Kan het bestuur beslissen tot preventieve schorsing als het betrokken personeelslid zonder verontschuldiging niet opdaagt op de hoorzitting?

Een personeelslid heeft het recht om gehoord te worden alvorens een preventieve schorsing kan worden uitgesproken. Een personeelslid dat op reguliere wijze werd uitgenodigd voor de hoorzitting, kan zelf bepalen of het effectief ingaat op die uitnodiging, zich door een raadsman laat vertegenwoordigen, of helemaal niet verschijnt.

De betrokkene kan eventueel ook uitstel van de hoorzitting krijgen als hij daarom op gemotiveerde wijze verzoekt (zie artikel 8 van het besluit van de Vlaamse Regering van 20 juli 2018 houdende vaststelling van de tuchtprocedure).
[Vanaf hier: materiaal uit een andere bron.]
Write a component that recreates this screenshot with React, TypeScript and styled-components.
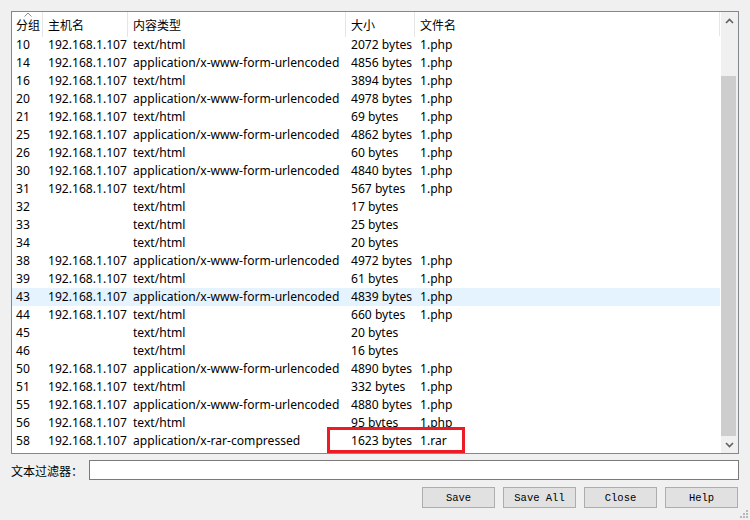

Het komt de tuchtoverheid toe te beoordelen of de ingeroepen motieven voor uitstel afdoende zijn. Zo zal ziekte wellicht in vele gevallen een afdoende reden zijn om niet persoonlijk aanwezig te zijn, maar het is geen ambtshalve rechtvaardigingsgrond. De mogelijkheid om zich te laten vertegenwoordigen bestaat in dat geval immers ook nog.

Als het personeelslid geen gemotiveerde vraag heeft ingediend om de oorspronkelijk geplande hoorzitting uit te stellen, dan heeft het bestuur de procedure op het gebied van de hoorplicht nageleefd, en bestaat er op basis van de regelgeving geen verdere verplichting tot nieuwe hoorzittingen alvorens een (eerste) preventieve schorsing kan worden uitgesproken. Datzelfde is van toepassing in het geval van een tweede procedure, uiteraard op dezelfde wijze.

Een personeelslid krijgt dus de mogelijkheid om gehoord te worden of zich te laten vertegenwoordigen door een raadsman. Het kan tot geen van beide gedwongen worden. Als het betrokken personeelslid geen gebruik maakt van een van beide mogelijkheden, dan betekent dat, zoals hierboven uiteengezet, zeker niet automatisch dat het recht heeft op uitstel. Een beslissing tot preventieve schorsing is dan niet uitgesloten.